Artur Kuciapski i Adam Kszczot na podium mistrzostw Europy (foto: Marek Biczyk)
Niemniejsze emocje zapewniły nam młociarki. Konkurs rozpoczynał się w trudnych warunkach atmosferycznych – nad stadionem Zurychu padał deszcz, było zimno. Jako pierwsza z Polek do koła weszła Joanna Fiodorow. Zawodniczka z Poznania posłała młot na 72.24 i objęła prowadzenie. Fiodorow utrzymywała się w czołówce, a tymczasem wielką nerwówkę zafundowała sobie, trenerowi Kaliszewskiemu i wszystkich kibicom Anita Włodarczyk. W mokrym kole Polka miała dwie nieważne próby. Na szczęście w trzeciej próbie zawodniczka warszawskiej Skry rzuciła 75.88 i wysunęła się na prowadzenie. Świetne przygotowanie do zawodów nasza młociarka pokazała także w czwartej próbie, w której uzyskała 76.18. Kropkę nad i Włodarczyk postawiła w piątej próbie, w której rzutem na 78.76 poprawiła rekord mistrzostw Europy, rekord Polski oraz swój własny najlepszy w tym sezonie wynik na świecie. Anita, która po złoto sięgnęła także w 2012 roku w Helsinkach, jest pierwszą w historii zawodniczką, która obroniła mistrzostwo Europy w rzucie młotem.
Rywalki przerzucały tymczasem Joannę Fiodorow. Polka nie dała jednak za wygraną i w szóstej próbie posłała młot na 73.67 i zdobyła brązowy medal. Sukces Fiodorow jest tym cenniejszy, żę jeszcze rok temu utalentowana zawodniczka zmagała się z poważną kontuzją. Dotychczas Fiodorow miała na koncie jedynie medal z mistrzostw Europy młodzieżowców z 2011 roku.
Anita Włodarczyk wróci do Polski już jutro. Polską mistrzynię Europy będzie można powitać na warszawskim Lotnisku Chopina późnym wieczorem. Anita wraz z trenerem Krzysztofem Kaliszewskim wyląduje w Warszawie o 21:50 (rejs LH 1352 z Frankfurtu).

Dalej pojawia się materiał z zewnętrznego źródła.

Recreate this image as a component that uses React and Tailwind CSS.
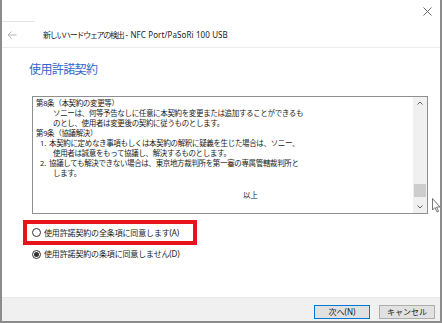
const jp = "font-['Noto_Sans','Noto_Sans_CJK_JP',sans-serif]";

function Radio({ checked }) {
  return (
    <span className="flex h-[9px] w-[9px] shrink-0 items-center justify-center rounded-full border border-[#333] bg-white">
      {checked && <span className="h-[5px] w-[5px] rounded-full bg-[#333]" />}
    </span>
  );
}

const lines = [
  { pl: 0, text: "第8条（本契約の変更等）" },
  { pl: 17, text: "ソニーは、何等予告なしに任意に本契約を変更または追加することができるも" },
  { pl: 17, text: "のとし、使用者は変更後の契約に従うものとします。" },
  { pl: 0, text: "第9条（協議解決）" },
  { pl: 4, num: "1.", text: "本契約に定めなき事項もしくは本契約の解釈に疑義を生じた場合は、ソニー、" },
  { pl: 17, text: "使用者は誠意をもって協議し、解決するものとします。" },
  { pl: 4, num: "2.", text: "協議しても解決できない場合は、東京地方裁判所を第一審の専属管轄裁判所と" },
  { pl: 17, text: "します。" },
];

export default function App() {
  return (
    <div className={`relative flex h-[323px] w-[442px] flex-col border-x-2 border-b-2 border-[#8c8c8c] bg-white text-[#1a1a1a] ${jp}`}>
      {/* title bar */}
      <div className="flex h-[22px] shrink-0 items-stretch">
        <div className="w-[33px] border-b border-[#e3e3e3]" />
        <div className="flex-1" />
        <div className="flex w-[26px] items-center justify-center">
          <svg width="9" height="9" viewBox="0 0 9 9" stroke="#6b6b6b" strokeWidth="1">
            <path d="M0.5 0.5 L8.5 8.5 M8.5 0.5 L0.5 8.5" />
          </svg>
        </div>
      </div>

      {/* header */}
      <div className="flex h-[26px] shrink-0 items-center border-b border-[#ececec]">
        <div className="flex w-[41px] pl-[5px]">
          <svg width="10" height="8" viewBox="0 0 10 8" fill="none" stroke="#b5b5b5" strokeWidth="1">
            <path d="M9.5 4 H1 M4.5 0.5 L1 4 L4.5 7.5" />
          </svg>
        </div>
        <span className="text-[8px] leading-none whitespace-nowrap">
          <span className="tracking-[-1.3px]">新しいハードウェアの検出</span>
          <span className="tracking-[0.1px]"> - NFC Port/PaSoRi 100 USB</span>
        </span>
      </div>

      {/* heading */}
      <div className="mt-[14px] pl-[27px] text-[12px] leading-[16px] tracking-[-0.6px] text-[#3167c5]">
        使用許諾契約
      </div>

      {/* license text box */}
      <div className="ml-[30px] mt-[18px] flex h-[118px] w-[396px] border border-[#8f8f8f] bg-white">
        <div className="flex-1 pl-[3px] pt-[1px] text-[7.5px] leading-[10px] tracking-[-0.35px] whitespace-nowrap">
          {lines.map((l, i) => (
            <div key={i} className="flex" style={{ paddingLeft: l.pl }}>
              {l.num && <span className="w-[9px] tracking-normal">{l.num}</span>}
              <span>{l.text}</span>
            </div>
          ))}
          <div className="h-[10px]" />
          <div className="mt-[2px] pl-[207px] tracking-normal">以上</div>
        </div>
        <div className="flex w-[14px] flex-col items-center bg-[#f0f0f0]">
          <div className="flex h-[12px] items-center">
            <svg width="6" height="4" viewBox="0 0 6 4" fill="none" stroke="#606060" strokeWidth="1">
              <path d="M0.5 3.5 L3 1 L5.5 3.5" />
            </svg>
          </div>
          <div className="flex-1" />
          <div className="mb-[4px] h-[13px] w-[12px] bg-[#cdcdcd]" />
          <div className="flex h-[12px] items-center">
            <svg width="6" height="4" viewBox="0 0 6 4" fill="none" stroke="#606060" strokeWidth="1">
              <path d="M0.5 0.5 L3 3 L5.5 0.5" />
            </svg>
          </div>
        </div>
      </div>

      {/* options */}
      <div className="ml-[21px] mt-[6px] flex h-[25px] w-[174px] items-center gap-[3px] border-4 border-[#e8141b] pl-[5px] text-[8px] tracking-[-0.15px] whitespace-nowrap">
        <Radio />
        <span>使用許諾契約の全条項に同意します(A)</span>
      </div>
      <div className="ml-[30px] mt-[4px] flex items-center gap-[3px] text-[8px] leading-[10px] tracking-[-0.15px] whitespace-nowrap">
        <Radio checked />
        <span>使用許諾契約の条項に同意しません(D)</span>
      </div>

      <div className="flex-1" />

      {/* footer */}
      <div className="flex h-[24px] shrink-0 items-start justify-end gap-[9px] border-t border-[#e8e8e8] bg-[#f0f0f0] pr-[5px] pt-[7px]">
        <button className="flex h-[14px] w-[56px] items-center justify-center border border-[#0078d7] bg-[#e1e1e1] text-[8px] leading-none">
          次へ(N)
        </button>
        <button className="flex h-[14px] w-[56px] items-center justify-center border border-[#adadad] bg-[#e1e1e1] text-[8px] leading-none">
          キャンセル
        </button>
      </div>

      {/* mouse cursor */}
      <svg className="absolute left-[430px] top-[198px]" width="9" height="15" viewBox="0 0 9 15">
        <path d="M0.5 0.5 L0.5 12 L3 9.5 L5 14 L6.5 13.3 L4.6 9 L8 9 Z" fill="white" stroke="#555" strokeWidth="0.8" />
      </svg>
    </div>
  );
}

Radość Anity Włodarczyk i Joanna Fiodorow po konkursie (foto: Marek Biczyk)
Świetnym finiszem popisała się Renata Pliś. W biegu na 1500 metrów Polka była bliska zdobycia medalu jednak ostatecznie musiała zadowolić się czwartym miejscu. Zawodniczka Maratonu Świnoujście uzyskała czas 4:06.55.
Także na czwartym miejscu rywalizację w Zurychu zakończył Jakub Krzewina. Polak niestety biegł po trudnym pierwszym torze. Sprinter wrocławskiego Śląska nie poddał się i ambitnie walczył przez całe 400 metrów. Czas 45.52 pozwolił Polakowi na zajęcie czwartego miejsca.
Ponownie znakomicie zaprezentowała się na stadionie Letzigrund Małgorzata Hołub. Koszalinianka, w silnie obsadzonym finale biegu na 400 metrów była piąta i czasem 51.84 poprawiła rekord życiowy oraz, drugi raz w tym sezonie, rekord Polski młodzieżowców (zawodników w wieku 20, 21, 22 lata).
Ósmy, z czasem 20.58, był w finale biegu na 200 metrów Karol Zalewski. Niestety Polak biegł po niekorzystnym drugim torze. W wywiadzie dla Telewizji Polskiej przyznał po finale, że na dogodniejszym torze z pewnością uzyskałby lepszy rezultat.
Zaliczenie w trzeciej próbie wysokości 2.26 pozwoliło Wojciechowi Theinerowi zająć dziesiątą lokatę w finale skoku wzwyż.
Na jedenastym miejscu, z dorobkiem 6132 punktów, zakończyła rywalizację w siedmioboju Karolina Tymińska. W dwóch ostatnich konkurencjach zawodów Polka uzyskała 40.60 w rzucie oszczepem oraz 2:11.84 na 800 metrów (był to drugi najlepszy czas wśród wszystkich startujących). Najlepsza obecnie polska wieloboistka przyznała w wywiadzie telewizyjnym, że po zmianie trenera jeszcze nie doszła do najwyższej dyspozycji, a jej głównymi celami są teraz mistrzostwa globu w Pekinie w przyszłym sezonie oraz igrzyska w Rio za dwa lata.
Tomasz Jaszczuk z wynikiem 7.83 i Adrian Strzałkowski z rezultatem 7.80 awansowali do finału skoku w dal. Rywalizacja o medale w tej konkurencji w niedzielę.
Po piątkowych finałach Polska z siedmioma krążkami (2-2-3) zajmuje piąte miejsce w klasyfikacji medalowej. W klasyfikacji punktowej nasza reprezentacja – z dorobkiem 75 punktów – także jest piąta.